Where This Calculation Is Used
Diprotic acid pH calculations appear in general chemistry, analytical chemistry, environmental science, water treatment, biochemistry, and process engineering. Carbonic acid equilibria are central to groundwater and atmospheric CO2 systems. Dicarboxylic acids matter in organic chemistry and formulation work. Sulfide equilibria matter in environmental and industrial systems. Whenever a compound can release two protons, the full acid-base framework becomes important.
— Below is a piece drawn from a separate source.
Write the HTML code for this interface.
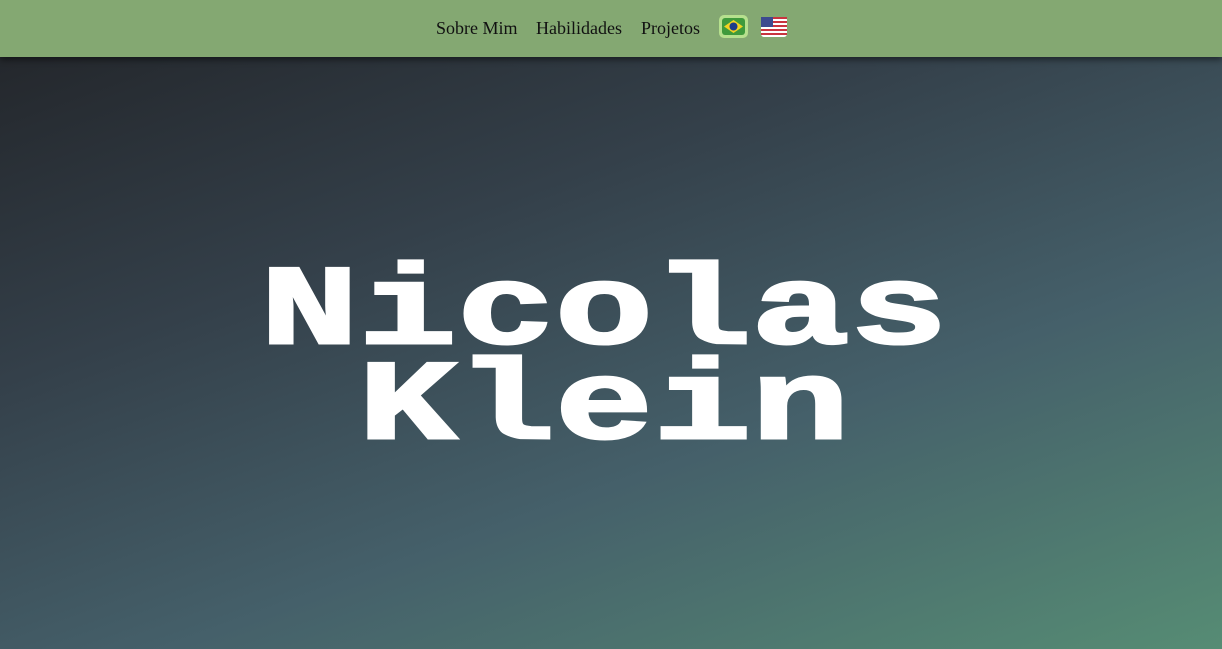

Authoritative References for Further Study
If you want to go deeper into acid-base chemistry, equilibrium modeling, and pH behavior in real-world systems, these authoritative resources are worth reviewing:
- U.S. Environmental Protection Agency: pH overview and environmental significance
- Purdue University: weak acid equilibrium methods
- University of Wisconsin: acid-base equilibrium tutorial
Final Takeaway
To calculate pH of diprotic acid solutions well, you need more than a one-line shortcut. The best method considers both dissociation constants, total concentration, and the requirement that charge and mass be conserved. That is why this calculator solves the equilibrium numerically and also shows the species distribution curve. In practical terms, that means you get a more reliable pH value and a much clearer picture of the chemistry taking place in solution.
For quick classroom estimates, the first-dissociation approximation is often acceptable. For stronger analysis, especially in lab reports, design calculations, environmental systems, or educational content meant to be technically sound, the full-equilibrium diprotic acid calculation is the better standard.